— Begin —

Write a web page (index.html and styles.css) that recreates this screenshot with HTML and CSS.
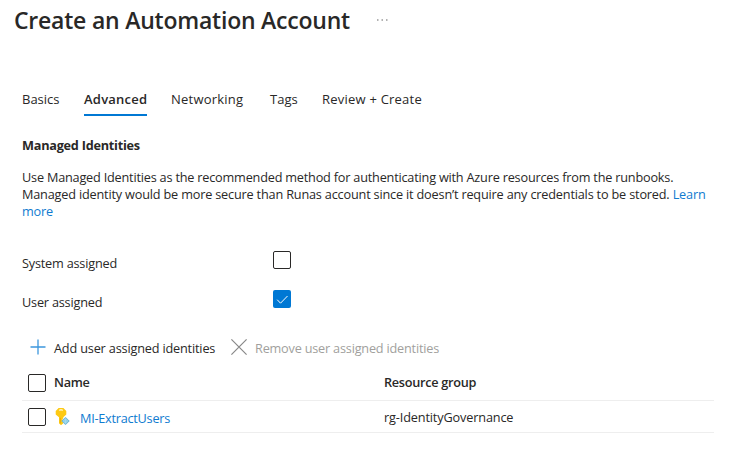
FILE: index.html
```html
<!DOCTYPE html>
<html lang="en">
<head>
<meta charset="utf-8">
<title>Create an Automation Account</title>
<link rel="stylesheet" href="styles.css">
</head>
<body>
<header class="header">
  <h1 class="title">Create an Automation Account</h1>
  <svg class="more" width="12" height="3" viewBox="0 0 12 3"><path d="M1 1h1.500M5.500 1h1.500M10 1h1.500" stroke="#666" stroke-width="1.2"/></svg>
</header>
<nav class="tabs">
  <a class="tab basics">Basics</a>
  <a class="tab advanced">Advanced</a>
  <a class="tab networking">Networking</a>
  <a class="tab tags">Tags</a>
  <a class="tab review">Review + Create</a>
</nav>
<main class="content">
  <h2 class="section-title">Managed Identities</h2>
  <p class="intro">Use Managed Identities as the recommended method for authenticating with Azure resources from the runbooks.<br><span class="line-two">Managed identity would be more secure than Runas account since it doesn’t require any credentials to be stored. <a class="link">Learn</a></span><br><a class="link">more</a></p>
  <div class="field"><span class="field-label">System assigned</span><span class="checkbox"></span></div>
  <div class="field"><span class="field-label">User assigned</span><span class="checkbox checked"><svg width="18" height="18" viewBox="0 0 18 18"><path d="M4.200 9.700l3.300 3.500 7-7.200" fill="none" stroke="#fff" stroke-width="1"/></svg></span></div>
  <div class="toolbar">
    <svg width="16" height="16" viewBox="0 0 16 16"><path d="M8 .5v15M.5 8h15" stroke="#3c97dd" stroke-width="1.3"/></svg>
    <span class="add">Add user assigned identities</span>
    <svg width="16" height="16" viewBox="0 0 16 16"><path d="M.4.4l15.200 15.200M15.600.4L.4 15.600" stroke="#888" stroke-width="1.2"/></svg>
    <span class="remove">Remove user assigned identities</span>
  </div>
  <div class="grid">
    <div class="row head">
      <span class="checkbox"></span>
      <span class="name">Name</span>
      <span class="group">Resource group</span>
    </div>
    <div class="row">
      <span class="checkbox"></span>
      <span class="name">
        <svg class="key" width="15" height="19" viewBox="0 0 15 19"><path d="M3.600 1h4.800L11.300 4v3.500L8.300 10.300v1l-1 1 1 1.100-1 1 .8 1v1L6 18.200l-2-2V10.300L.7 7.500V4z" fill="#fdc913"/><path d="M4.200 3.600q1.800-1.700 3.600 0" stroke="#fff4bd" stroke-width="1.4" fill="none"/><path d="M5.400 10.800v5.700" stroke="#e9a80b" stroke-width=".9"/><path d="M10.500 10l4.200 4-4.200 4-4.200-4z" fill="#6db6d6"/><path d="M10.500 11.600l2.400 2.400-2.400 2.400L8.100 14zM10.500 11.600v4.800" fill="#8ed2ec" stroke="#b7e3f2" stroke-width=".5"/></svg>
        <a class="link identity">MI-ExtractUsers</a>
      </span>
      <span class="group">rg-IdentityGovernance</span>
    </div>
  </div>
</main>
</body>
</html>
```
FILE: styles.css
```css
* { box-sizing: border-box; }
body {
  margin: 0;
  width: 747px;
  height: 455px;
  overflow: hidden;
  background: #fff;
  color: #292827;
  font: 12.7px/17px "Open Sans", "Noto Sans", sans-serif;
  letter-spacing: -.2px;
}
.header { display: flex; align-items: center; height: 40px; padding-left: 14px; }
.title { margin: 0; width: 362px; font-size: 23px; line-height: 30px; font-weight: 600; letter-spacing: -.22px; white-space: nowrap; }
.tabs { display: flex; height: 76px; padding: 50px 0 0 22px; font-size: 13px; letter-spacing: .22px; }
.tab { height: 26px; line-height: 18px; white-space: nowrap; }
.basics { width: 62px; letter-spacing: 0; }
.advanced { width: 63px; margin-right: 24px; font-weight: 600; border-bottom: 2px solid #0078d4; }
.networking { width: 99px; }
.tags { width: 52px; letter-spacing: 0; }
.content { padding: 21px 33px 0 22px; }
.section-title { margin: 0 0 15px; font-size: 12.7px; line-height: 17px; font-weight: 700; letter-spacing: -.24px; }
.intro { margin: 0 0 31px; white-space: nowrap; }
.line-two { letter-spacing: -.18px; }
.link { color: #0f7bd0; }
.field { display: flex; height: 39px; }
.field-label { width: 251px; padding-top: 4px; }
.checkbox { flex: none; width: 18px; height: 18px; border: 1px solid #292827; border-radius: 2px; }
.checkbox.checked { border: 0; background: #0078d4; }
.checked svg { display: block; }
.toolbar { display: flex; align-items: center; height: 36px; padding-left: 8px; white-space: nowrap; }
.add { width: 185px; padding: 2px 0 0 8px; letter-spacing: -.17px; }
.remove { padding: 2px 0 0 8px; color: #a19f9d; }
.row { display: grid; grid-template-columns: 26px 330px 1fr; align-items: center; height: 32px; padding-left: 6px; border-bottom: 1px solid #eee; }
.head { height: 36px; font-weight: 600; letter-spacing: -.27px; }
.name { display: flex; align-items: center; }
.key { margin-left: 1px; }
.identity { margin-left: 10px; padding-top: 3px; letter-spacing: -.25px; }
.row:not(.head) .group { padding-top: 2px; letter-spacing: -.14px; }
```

— End —

▸ **DIRECTIVE**: All of the material above is to be copied exactly, except for its images.

▸ **RESULT FOR THIS EXERCISE**:
Write a web page (index.html and styles.css) that recreates this screenshot with HTML and CSS.
FILE: index.html
```html
<!DOCTYPE html>
<html lang="en">
<head>
<meta charset="utf-8">
<title>Create an Automation Account</title>
<link rel="stylesheet" href="styles.css">
</head>
<body>
<header class="header">
  <h1 class="title">Create an Automation Account</h1>
  <svg class="more" width="12" height="3" viewBox="0 0 12 3"><path d="M1 1h1.500M5.500 1h1.500M10 1h1.500" stroke="#666" stroke-width="1.2"/></svg>
</header>
<nav class="tabs">
  <a class="tab basics">Basics</a>
  <a class="tab advanced">Advanced</a>
  <a class="tab networking">Networking</a>
  <a class="tab tags">Tags</a>
  <a class="tab review">Review + Create</a>
</nav>
<main class="content">
  <h2 class="section-title">Managed Identities</h2>
  <p class="intro">Use Managed Identities as the recommended method for authenticating with Azure resources from the runbooks.<br><span class="line-two">Managed identity would be more secure than Runas account since it doesn’t require any credentials to be stored. <a class="link">Learn</a></span><br><a class="link">more</a></p>
  <div class="field"><span class="field-label">System assigned</span><span class="checkbox"></span></div>
  <div class="field"><span class="field-label">User assigned</span><span class="checkbox checked"><svg width="18" height="18" viewBox="0 0 18 18"><path d="M4.200 9.700l3.300 3.500 7-7.200" fill="none" stroke="#fff" stroke-width="1"/></svg></span></div>
  <div class="toolbar">
    <svg width="16" height="16" viewBox="0 0 16 16"><path d="M8 .5v15M.5 8h15" stroke="#3c97dd" stroke-width="1.3"/></svg>
    <span class="add">Add user assigned identities</span>
    <svg width="16" height="16" viewBox="0 0 16 16"><path d="M.4.4l15.200 15.200M15.600.4L.4 15.600" stroke="#888" stroke-width="1.2"/></svg>
    <span class="remove">Remove user assigned identities</span>
  </div>
  <div class="grid">
    <div class="row head">
      <span class="checkbox"></span>
      <span class="name">Name</span>
      <span class="group">Resource group</span>
    </div>
    <div class="row">
      <span class="checkbox"></span>
      <span class="name">
        <svg class="key" width="15" height="19" viewBox="0 0 15 19"><path d="M3.600 1h4.800L11.300 4v3.500L8.300 10.300v1l-1 1 1 1.100-1 1 .8 1v1L6 18.200l-2-2V10.300L.7 7.500V4z" fill="#fdc913"/><path d="M4.200 3.600q1.800-1.700 3.600 0" stroke="#fff4bd" stroke-width="1.4" fill="none"/><path d="M5.400 10.800v5.700" stroke="#e9a80b" stroke-width=".9"/><path d="M10.500 10l4.200 4-4.200 4-4.200-4z" fill="#6db6d6"/><path d="M10.500 11.600l2.400 2.400-2.400 2.400L8.100 14zM10.500 11.600v4.800" fill="#8ed2ec" stroke="#b7e3f2" stroke-width=".5"/></svg>
        <a class="link identity">MI-ExtractUsers</a>
      </span>
      <span class="group">rg-IdentityGovernance</span>
    </div>
  </div>
</main>
</body>
</html>
```
FILE: styles.css
```css
* { box-sizing: border-box; }
body {
  margin: 0;
  width: 747px;
  height: 455px;
  overflow: hidden;
  background: #fff;
  color: #292827;
  font: 12.7px/17px "Open Sans", "Noto Sans", sans-serif;
  letter-spacing: -.2px;
}
.header { display: flex; align-items: center; height: 40px; padding-left: 14px; }
.title { margin: 0; width: 362px; font-size: 23px; line-height: 30px; font-weight: 600; letter-spacing: -.22px; white-space: nowrap; }
.tabs { display: flex; height: 76px; padding: 50px 0 0 22px; font-size: 13px; letter-spacing: .22px; }
.tab { height: 26px; line-height: 18px; white-space: nowrap; }
.basics { width: 62px; letter-spacing: 0; }
.advanced { width: 63px; margin-right: 24px; font-weight: 600; border-bottom: 2px solid #0078d4; }
.networking { width: 99px; }
.tags { width: 52px; letter-spacing: 0; }
.content { padding: 21px 33px 0 22px; }
.section-title { margin: 0 0 15px; font-size: 12.7px; line-height: 17px; font-weight: 700; letter-spacing: -.24px; }
.intro { margin: 0 0 31px; white-space: nowrap; }
.line-two { letter-spacing: -.18px; }
.link { color: #0f7bd0; }
.field { display: flex; height: 39px; }
.field-label { width: 251px; padding-top: 4px; }
.checkbox { flex: none; width: 18px; height: 18px; border: 1px solid #292827; border-radius: 2px; }
.checkbox.checked { border: 0; background: #0078d4; }
.checked svg { display: block; }
.toolbar { display: flex; align-items: center; height: 36px; padding-left: 8px; white-space: nowrap; }
.add { width: 185px; padding: 2px 0 0 8px; letter-spacing: -.17px; }
.remove { padding: 2px 0 0 8px; color: #a19f9d; }
.row { display: grid; grid-template-columns: 26px 330px 1fr; align-items: center; height: 32px; padding-left: 6px; border-bottom: 1px solid #eee; }
.head { height: 36px; font-weight: 600; letter-spacing: -.27px; }
.name { display: flex; align-items: center; }
.key { margin-left: 1px; }
.identity { margin-left: 10px; padding-top: 3px; letter-spacing: -.25px; }
.row:not(.head) .group { padding-top: 2px; letter-spacing: -.14px; }
```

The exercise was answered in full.